Die Welt des Fußballs ist nicht auf das Faktische zu reduzieren. Sie besteht auch aus dem Gefühlten. Aus Sehnsüchten. Aus etwas, das über den Fußball hinausweist. Lahm setzt durch seine Perfektion kalte Wissenschaft gegen den Mythos des Spiels durch. Er ist auf eine fast schon erschreckende Weise eine Sehnsuchtsleerstelle.

Bastian Schweinsteiger, der gleichaltrige Weggefährte, verbindet seine unspektakulär scheinende Extraklasse zumindest latent mit etwas, das über den Fußball hinausweist. Noch offensichtlicher ist das bei Xavi, dem Kapitän des FC Barcelona.
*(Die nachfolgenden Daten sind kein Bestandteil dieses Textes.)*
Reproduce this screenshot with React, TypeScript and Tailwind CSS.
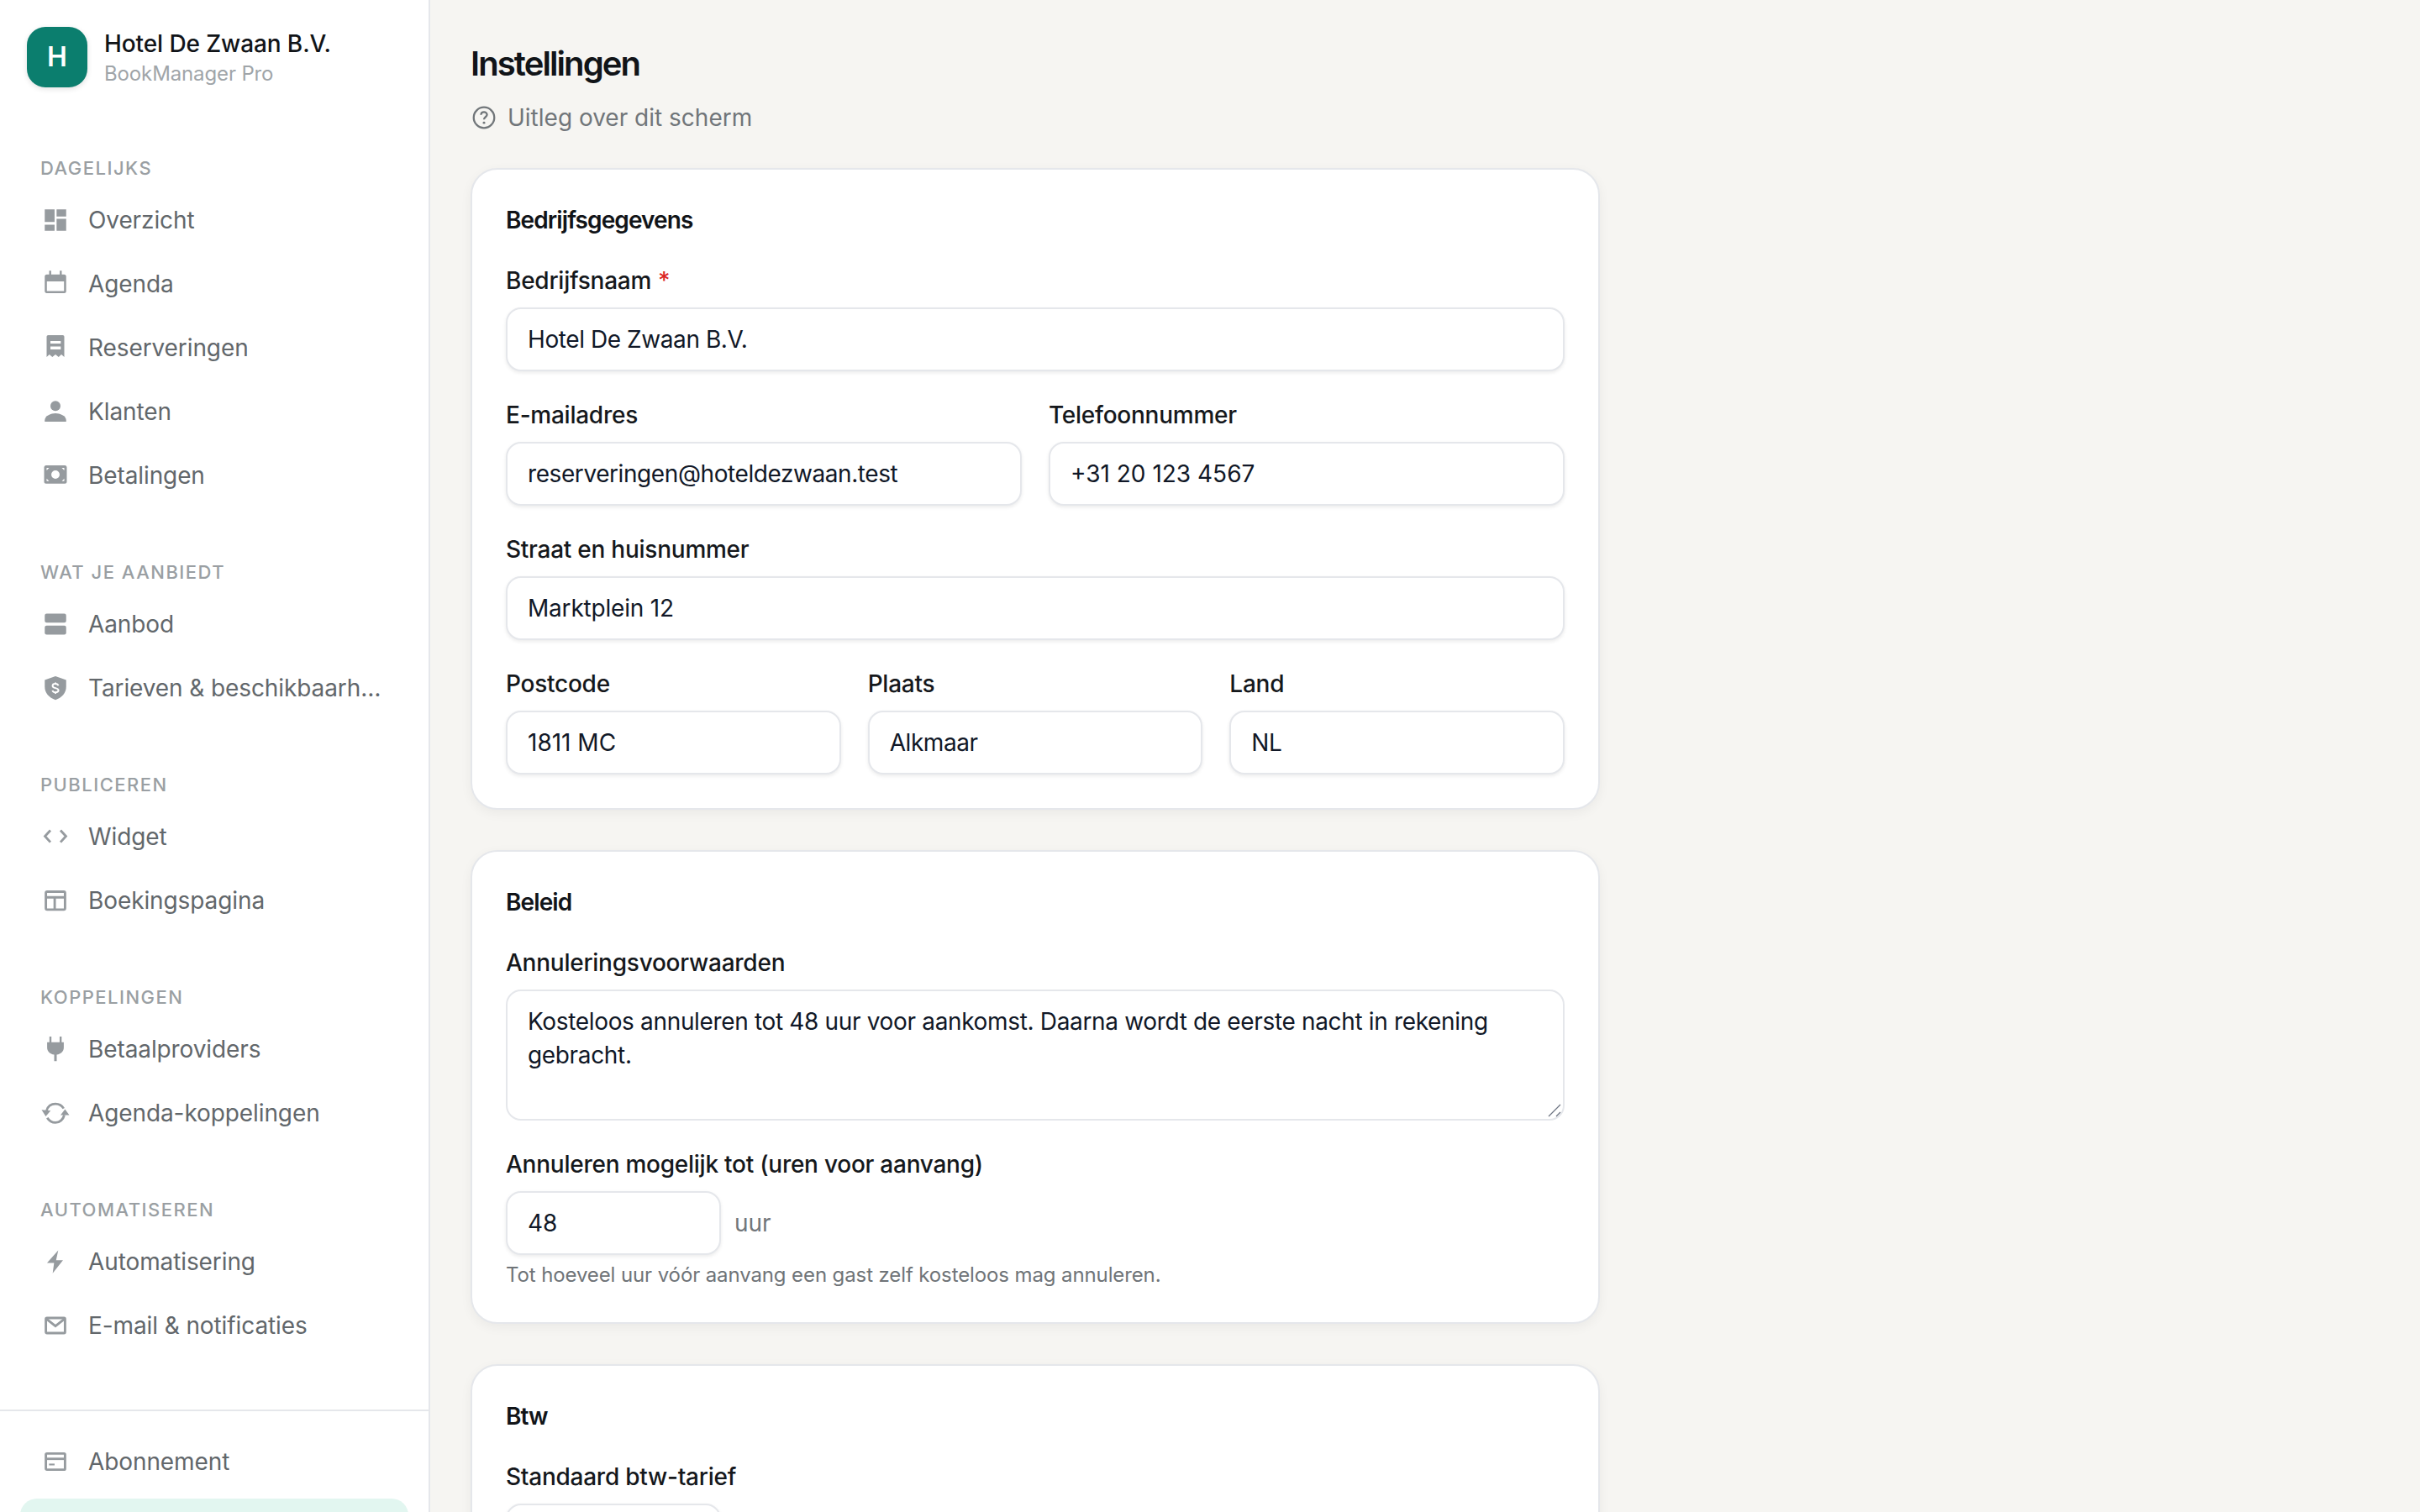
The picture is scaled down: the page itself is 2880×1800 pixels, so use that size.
import React from "react";

const Svg = ({ children }: { children: React.ReactNode }) => (
  <svg viewBox="0 0 24 24" className="w-9 h-9 shrink-0 text-[#969b9f]" fill="currentColor">
    {children}
  </svg>
);

const line = { fill: "none", stroke: "currentColor", strokeWidth: 1.9 } as const;

const icons: Record<string, React.ReactNode> = {
  dashboard: <path d="M3.5 3.5h7.8v10H3.5zM3.5 15.7h7.8v4.8H3.5zM12.9 3.5h7.6v5.6h-7.6zM12.9 11h7.6v9.5h-7.6z" />,
  calendar: (
    <path
      fillRule="evenodd"
      d="M7 1.5h1.6v3h6.8v-3H17v3h2c.9 0 1.5.7 1.5 1.5v11.800c0 .9-.7 1.500-1.500 1.500H5c-.9 0-1.500-.7-1.500-1.500V6c0-.8.6-1.500 1.500-1.500h2zM5.200 10v7.600h13.600V10z"
    />
  ),
  receipt: (
    <path
      fillRule="evenodd"
      d="M6.300 2h11.400c.8 0 1.300.6 1.300 1.300v16l-2.300-2-2.200 2-2.500-2-2.500 2-2.300-2-2.200 2v-16C5 2.600 5.500 2 6.300 2zM8 6.600v2.100h8.200V6.600zM8 11v2.300h8.200V11z"
    />
  ),
  person: (
    <>
      <circle cx="12" cy="7.500" r="4" />
      <path d="M3.500 20v-1c0-3.600 5-5.600 8.500-5.600s8.500 2 8.500 5.600v1z" />
    </>
  ),
  money: (
    <>
      <path
        fillRule="evenodd"
        d="M4.500 4h15c.9 0 1.500.7 1.500 1.500V17c0 .9-.7 1.500-1.500 1.500h-15C3.700 18.500 3 17.900 3 17V5.500C3 4.700 3.700 4 4.500 4zM12 8a3.300 3.300 0 1 0 0 6.600A3.300 3.300 0 0 0 12 8z"
      />
      <path fill="#fff" d="M5 6h2L5 8zM19 6h-2l2 2zM5 16.500h2l-2-2zM19 16.500h-2l2-2z" />
    </>
  ),
  offer: (
    <>
      <rect x="3.500" y="3.700" width="17" height="7.200" rx="1.500" />
      <rect x="3.500" y="13.100" width="17" height="7.300" rx="1.500" />
    </>
  ),
  shield: (
    <>
      <path d="M12 2.600l8.500 3v5.400c0 5-3.400 8.700-8.500 10.500-5.100-1.800-8.500-5.500-8.500-10.500V5.600z" />
      <path
        d="M14.300 10.200c-.3-1-1.200-1.500-2.300-1.500-1.300 0-2.300.6-2.300 1.600 0 2.400 4.700 1.200 4.700 3.600 0 1-1 1.600-2.400 1.600-1.200 0-2.100-.6-2.400-1.500M12 7.700v1M12 15.500v1.200"
        fill="none"
        stroke="#fff"
        strokeWidth="1.300"
      />
    </>
  ),
  code: <path {...line} d="M8 7l-4.300 4.700L8 16.400M16 7l4.300 4.700L16 16.400" />,
  layout: (
    <>
      <rect {...line} x="4.400" y="5" width="15.200" height="14.200" rx="1" />
      <path {...line} d="M4.400 9.500h15.200M11.400 9.500v9.700" />
    </>
  ),
  plug: (
    <path d="M7.200 2h1.600v4.500h6.500V2h1.600v4.500h1.700v4.200c0 3-2.200 5.300-5.600 5.700v5.100h-2v-5.100c-3.400-.4-5.600-2.700-5.600-5.700V6.500h1.800z" />
  ),
  sync: (
    <>
      <path {...line} d="M5 10.200C5.800 6.700 8.600 4.700 12 4.700c2.800 0 5.100 1.300 6.500 3.700" />
      <path {...line} d="M19 13.600c-.8 3.500-3.600 6-7 6-2.800 0-5.100-1.500-6.500-3.800" />
      <path d="M1 9.500l7.200.7-3.900 4.500zM23 13.700h-7l3.600-4.700z" />
    </>
  ),
  bolt: <path d="M14.200 3L5.300 13h5.600l-1.100 8.200 8.200-10.400h-5.500z" />,
  mail: (
    <>
      <rect {...line} x="4.400" y="6" width="15.200" height="12" rx=".8" />
      <path {...line} d="M4.600 6.600L12 12.400l7.400-5.800" />
    </>
  ),
  card: (
    <>
      <rect {...line} x="4.400" y="5.600" width="15.200" height="12.800" rx=".8" />
      <path {...line} d="M4.400 9.800h15.200" />
      <path {...line} strokeWidth="1.400" d="M6.900 14.300h4.400" />
    </>
  ),
  gear: (
    <>
      <circle {...line} cx="12" cy="12" r="3" />
      <circle {...line} cx="12" cy="12" r="8" />
    </>
  ),
};

const Item = ({ icon, label, active }: { icon: string; label: string; active?: boolean }) => (
  <div
    className={`flex items-center gap-5 h-[72px] shrink-0 px-6 rounded-[20px] text-[28px] ${
      active ? "bg-[#e2f6f0] text-[#0f7c6c] font-medium" : "text-[#62676b]"
    }`}
  >
    <Svg>{icons[icon]}</Svg>
    <span className="truncate leading-[44px] tracking-[-0.1px] pl-px">{label}</span>
  </div>
);

const Section = ({ title, items }: { title: string; items: [string, string][] }) => (
  <div className="mb-[63px]">
    <div className="h-8 leading-8 mb-[10px] px-6 text-[22px] font-medium uppercase tracking-[1.48px] text-[#9a9fa3]">
      {title}
    </div>
    <div className="flex flex-col gap-1">
      {items.map(([icon, label]) => (
        <Item key={label} icon={icon} label={label} />
      ))}
    </div>
  </div>
);

const Sidebar = () => (
  <aside className="w-[512px] h-full shrink-0 bg-white border-r-2 border-[#e5e7eb] flex flex-col overflow-hidden">
    <div className="flex items-center gap-5 pt-8 px-8 shrink-0">
      <div className="w-[72px] h-[72px] rounded-[22px] bg-[#0b7e6e] text-white flex items-center justify-center text-[32px] font-semibold shadow-[0_2px_6px_rgba(0,0,0,0.12)]">
        H
      </div>
      <div className="flex flex-col">
        <div className="text-[28px] leading-10 font-medium text-[#111418] tracking-[-0.1px]">Hotel De Zwaan B.V.</div>
        <div className="text-[24px] leading-8 text-[#a0a5a9] tracking-[-0.13px]">BookManager Pro</div>
      </div>
    </div>
    <nav className="flex-1 min-h-0 pt-[80px] px-6 overflow-hidden">
      <Section
        title="Dagelijks"
        items={[
          ["dashboard", "Overzicht"],
          ["calendar", "Agenda"],
          ["receipt", "Reserveringen"],
          ["person", "Klanten"],
          ["money", "Betalingen"],
        ]}
      />
      <Section
        title="Wat je aanbiedt"
        items={[
          ["offer", "Aanbod"],
          ["shield", "Tarieven & beschikbaarheid"],
        ]}
      />
      <Section
        title="Publiceren"
        items={[
          ["code", "Widget"],
          ["layout", "Boekingspagina"],
        ]}
      />
      <Section
        title="Koppelingen"
        items={[
          ["plug", "Betaalproviders"],
          ["sync", "Agenda-koppelingen"],
        ]}
      />
      <Section
        title="Automatiseren"
        items={[
          ["bolt", "Automatisering"],
          ["mail", "E-mail & notificaties"],
        ]}
      />
    </nav>
    <div className="h-[122px] shrink-0 overflow-hidden border-t-2 border-[#e5e7eb] pt-6 px-6 flex flex-col gap-2">
      <Item icon="card" label="Abonnement" />
      <Item icon="gear" label="Instellingen" active />
    </div>
  </aside>
);

const inputCls =
  "block w-full h-[76px] bg-white border-2 border-[#e5e7eb] rounded-[18px] px-6 text-[28px] text-[#111827] outline-none shadow-[0_2px_4px_rgba(0,0,0,0.08)]";

const Label = ({ children, required }: { children: React.ReactNode; required?: boolean }) => (
  <label className="block h-10 leading-10 mb-3 text-[28px] font-medium text-[#15181c] tracking-[-0.25px]">
    {children}
    {required && <span className="ml-2 text-[#dc2626]">*</span>}
  </label>
);

const Field = ({
  label,
  value,
  required,
  track = "tracking-[-0.42px]",
}: {
  label: string;
  value: string;
  required?: boolean;
  track?: string;
}) => (
  <div className="min-w-0">
    <Label required={required}>{label}</Label>
    <input className={`${inputCls} ${track}`} defaultValue={value} />
  </div>
);

const Card = ({ title, children }: { title: string; children: React.ReactNode }) => (
  <section className="w-[1344px] bg-white border-2 border-[#e5e7eb] rounded-[32px] p-10 shadow-[0_4px_14px_rgba(0,0,0,0.05)]">
    <h2 className="h-10 leading-10 mb-8 text-[28px] font-semibold text-[#111418] tracking-[-0.9px]">{title}</h2>
    <div className="flex flex-col gap-8">{children}</div>
  </section>
);

export default function App() {
  return (
    <div className="flex w-[2880px] h-[1800px] overflow-hidden bg-[#f6f5f2] font-['Inter',sans-serif]">
      <Sidebar />
      <main className="flex-1 min-w-0 pt-12 pl-12 overflow-hidden">
        <h1 className="h-14 leading-14 text-[40px] font-semibold text-[#111418] tracking-[-1.9px]">Instellingen</h1>
        <div className="flex items-center gap-3 h-10 mt-4 mb-10 text-[28px] text-[#71767a]">
          <svg viewBox="0 0 24 24" className="w-8 h-8 shrink-0" fill="none" stroke="currentColor">
            <circle cx="12" cy="12" r="9.200" strokeWidth="1.700" />
            <path d="M9.300 9.600c.1-1.600 1.300-2.500 2.700-2.500 1.500 0 2.700 1 2.700 2.300 0 2-2.700 2.100-2.700 4.300" strokeWidth="1.700" />
            <circle cx="12" cy="16.600" r="1.100" fill="currentColor" stroke="none" />
          </svg>
          Uitleg over dit scherm
        </div>
        <div className="flex flex-col gap-12">
          <Card title="Bedrijfsgegevens">
            <Field label="Bedrijfsnaam" value="Hotel De Zwaan B.V." required />
            <div className="grid grid-cols-2 gap-8">
              <Field label="E-mailadres" value="reserveringen@hoteldezwaan.test" />
              <Field label="Telefoonnummer" value="+31 20 123 4567" track="tracking-normal" />
            </div>
            <Field label="Straat en huisnummer" value="Marktplein 12" track="tracking-[-0.2px]" />
            <div className="grid grid-cols-3 gap-8">
              <Field label="Postcode" value="1811 MC" track="tracking-normal" />
              <Field label="Plaats" value="Alkmaar" />
              <Field label="Land" value="NL" />
            </div>
          </Card>
          <Card title="Beleid">
            <div>
              <Label>Annuleringsvoorwaarden</Label>
              <div className="relative">
                <textarea
                  readOnly
                  rows={3}
                  className="block w-full h-[156px] resize-none bg-white border-2 border-[#e5e7eb] rounded-[18px] px-6 py-4 text-[28px] leading-10 text-[#111827] tracking-[-0.34px] outline-none"
                  defaultValue="Kosteloos annuleren tot 48 uur voor aankomst. Daarna wordt de eerste nacht in rekening gebracht."
                />
                <svg viewBox="0 0 16 16" className="absolute right-1 bottom-1 w-4 h-4" fill="none" stroke="#6b7280" strokeWidth="1.200">
                  <path d="M1 15L15 1M10 15l5-5" />
                </svg>
              </div>
            </div>
            <div>
              <Label>Annuleren mogelijk tot (uren voor aanvang)</Label>
              <div className="flex items-center gap-4">
                <input className={`${inputCls} !w-64`} defaultValue="48" />
                <span className="text-[28px] text-[#71767a]">uur</span>
              </div>
              <p className="mt-2 leading-8 text-[24px] text-[#6f7478] tracking-[-0.11px]">
                Tot hoeveel uur vóór aanvang een gast zelf kosteloos mag annuleren.
              </p>
            </div>
          </Card>
          <Card title="Btw">
            <div>
              <Label>Standaard btw-tarief</Label>
              <input className={`${inputCls} !w-64`} defaultValue="21" />
            </div>
          </Card>
        </div>
      </main>
    </div>
  );
}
Er ist der Inbegriff der Demut Barças, er verkörpert spürbar die Werte der Solidarität, des modernen Kollektivs und deren Wichtigkeit für das Leben und den Erfolg. (Und selbst er war nie Europas Fußballer des Jahres.)

Philipp Lahm dagegen wirkt bei seiner modernen Sozialarbeit wie ein perfekt Geschäftsmann. Nicht unsympathisch, aber glatt. Vor allem aber: Ob er sich zu Sieg, Niederlage, schwulen Fußballern, der Lage in der Ukraine oder zu Reklamezwecken pro Bild äußert: Das perfekte Funktionieren, das ihn auf dem Rasen faktisch zu einem Großen macht, lässt ihn jenseits des Spielfelds zu einem Zwerg schrumpfen.

Dies alles führt dazu, dass man Philipp Lahm vergisst, wenn man vom Fußball träumt.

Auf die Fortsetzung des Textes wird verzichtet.